** START PROVIDED DATA **

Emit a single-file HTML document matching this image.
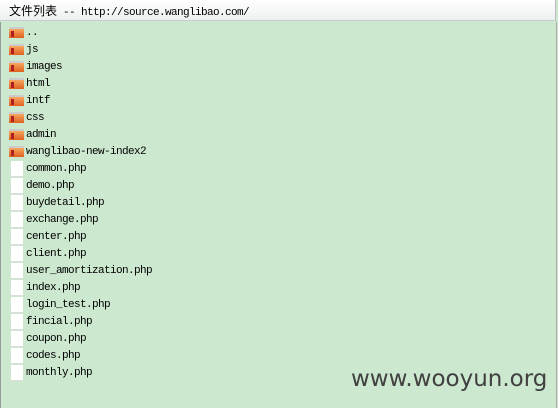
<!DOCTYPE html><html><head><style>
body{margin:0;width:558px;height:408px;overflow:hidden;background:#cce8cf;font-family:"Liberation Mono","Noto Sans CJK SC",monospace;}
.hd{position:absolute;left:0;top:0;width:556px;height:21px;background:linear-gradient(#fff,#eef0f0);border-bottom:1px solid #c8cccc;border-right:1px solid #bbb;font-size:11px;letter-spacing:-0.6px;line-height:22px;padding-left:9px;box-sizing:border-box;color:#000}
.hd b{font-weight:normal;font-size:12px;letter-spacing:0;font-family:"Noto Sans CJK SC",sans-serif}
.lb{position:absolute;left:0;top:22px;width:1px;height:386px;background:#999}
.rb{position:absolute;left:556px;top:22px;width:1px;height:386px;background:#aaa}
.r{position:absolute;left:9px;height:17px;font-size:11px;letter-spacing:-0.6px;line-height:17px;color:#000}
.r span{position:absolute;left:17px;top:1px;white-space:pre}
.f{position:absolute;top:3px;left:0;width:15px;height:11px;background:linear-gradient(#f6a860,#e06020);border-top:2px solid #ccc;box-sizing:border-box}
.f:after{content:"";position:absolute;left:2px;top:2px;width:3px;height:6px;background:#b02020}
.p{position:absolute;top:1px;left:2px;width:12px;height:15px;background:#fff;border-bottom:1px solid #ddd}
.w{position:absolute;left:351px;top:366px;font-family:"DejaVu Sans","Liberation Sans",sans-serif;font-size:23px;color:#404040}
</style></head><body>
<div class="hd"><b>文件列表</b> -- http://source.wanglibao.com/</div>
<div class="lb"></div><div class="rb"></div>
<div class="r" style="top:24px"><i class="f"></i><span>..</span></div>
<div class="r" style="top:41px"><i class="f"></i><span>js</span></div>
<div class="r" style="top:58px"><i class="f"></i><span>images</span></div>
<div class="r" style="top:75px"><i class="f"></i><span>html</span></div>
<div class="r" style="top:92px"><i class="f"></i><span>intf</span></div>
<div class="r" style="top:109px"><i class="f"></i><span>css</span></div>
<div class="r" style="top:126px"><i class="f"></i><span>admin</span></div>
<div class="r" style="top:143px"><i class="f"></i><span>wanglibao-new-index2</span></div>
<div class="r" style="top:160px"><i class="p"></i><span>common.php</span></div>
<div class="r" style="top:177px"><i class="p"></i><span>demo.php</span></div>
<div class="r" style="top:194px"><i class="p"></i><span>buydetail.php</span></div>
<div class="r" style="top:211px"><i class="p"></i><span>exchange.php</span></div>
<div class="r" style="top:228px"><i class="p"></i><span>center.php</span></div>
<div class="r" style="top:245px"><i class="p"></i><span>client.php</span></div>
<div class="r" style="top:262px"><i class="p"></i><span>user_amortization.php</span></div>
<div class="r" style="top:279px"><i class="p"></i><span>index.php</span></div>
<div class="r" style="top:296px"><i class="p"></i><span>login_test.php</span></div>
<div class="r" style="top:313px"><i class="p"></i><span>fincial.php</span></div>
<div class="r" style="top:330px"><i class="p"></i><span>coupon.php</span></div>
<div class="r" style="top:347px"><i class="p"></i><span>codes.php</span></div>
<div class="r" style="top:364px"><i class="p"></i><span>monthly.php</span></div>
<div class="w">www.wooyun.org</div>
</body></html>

** END PROVIDED DATA **

[AIM OF THE EXERCISE]
Copy the material above in full and exactly, skipping pictures.

[RESPONSE TO THIS TASK]
Emit a single-file HTML document matching this image.
<!DOCTYPE html><html><head><style>
body{margin:0;width:558px;height:408px;overflow:hidden;background:#cce8cf;font-family:"Liberation Mono","Noto Sans CJK SC",monospace;}
.hd{position:absolute;left:0;top:0;width:556px;height:21px;background:linear-gradient(#fff,#eef0f0);border-bottom:1px solid #c8cccc;border-right:1px solid #bbb;font-size:11px;letter-spacing:-0.6px;line-height:22px;padding-left:9px;box-sizing:border-box;color:#000}
.hd b{font-weight:normal;font-size:12px;letter-spacing:0;font-family:"Noto Sans CJK SC",sans-serif}
.lb{position:absolute;left:0;top:22px;width:1px;height:386px;background:#999}
.rb{position:absolute;left:556px;top:22px;width:1px;height:386px;background:#aaa}
.r{position:absolute;left:9px;height:17px;font-size:11px;letter-spacing:-0.6px;line-height:17px;color:#000}
.r span{position:absolute;left:17px;top:1px;white-space:pre}
.f{position:absolute;top:3px;left:0;width:15px;height:11px;background:linear-gradient(#f6a860,#e06020);border-top:2px solid #ccc;box-sizing:border-box}
.f:after{content:"";position:absolute;left:2px;top:2px;width:3px;height:6px;background:#b02020}
.p{position:absolute;top:1px;left:2px;width:12px;height:15px;background:#fff;border-bottom:1px solid #ddd}
.w{position:absolute;left:351px;top:366px;font-family:"DejaVu Sans","Liberation Sans",sans-serif;font-size:23px;color:#404040}
</style></head><body>
<div class="hd"><b>文件列表</b> -- http://source.wanglibao.com/</div>
<div class="lb"></div><div class="rb"></div>
<div class="r" style="top:24px"><i class="f"></i><span>..</span></div>
<div class="r" style="top:41px"><i class="f"></i><span>js</span></div>
<div class="r" style="top:58px"><i class="f"></i><span>images</span></div>
<div class="r" style="top:75px"><i class="f"></i><span>html</span></div>
<div class="r" style="top:92px"><i class="f"></i><span>intf</span></div>
<div class="r" style="top:109px"><i class="f"></i><span>css</span></div>
<div class="r" style="top:126px"><i class="f"></i><span>admin</span></div>
<div class="r" style="top:143px"><i class="f"></i><span>wanglibao-new-index2</span></div>
<div class="r" style="top:160px"><i class="p"></i><span>common.php</span></div>
<div class="r" style="top:177px"><i class="p"></i><span>demo.php</span></div>
<div class="r" style="top:194px"><i class="p"></i><span>buydetail.php</span></div>
<div class="r" style="top:211px"><i class="p"></i><span>exchange.php</span></div>
<div class="r" style="top:228px"><i class="p"></i><span>center.php</span></div>
<div class="r" style="top:245px"><i class="p"></i><span>client.php</span></div>
<div class="r" style="top:262px"><i class="p"></i><span>user_amortization.php</span></div>
<div class="r" style="top:279px"><i class="p"></i><span>index.php</span></div>
<div class="r" style="top:296px"><i class="p"></i><span>login_test.php</span></div>
<div class="r" style="top:313px"><i class="p"></i><span>fincial.php</span></div>
<div class="r" style="top:330px"><i class="p"></i><span>coupon.php</span></div>
<div class="r" style="top:347px"><i class="p"></i><span>codes.php</span></div>
<div class="r" style="top:364px"><i class="p"></i><span>monthly.php</span></div>
<div class="w">www.wooyun.org</div>
</body></html>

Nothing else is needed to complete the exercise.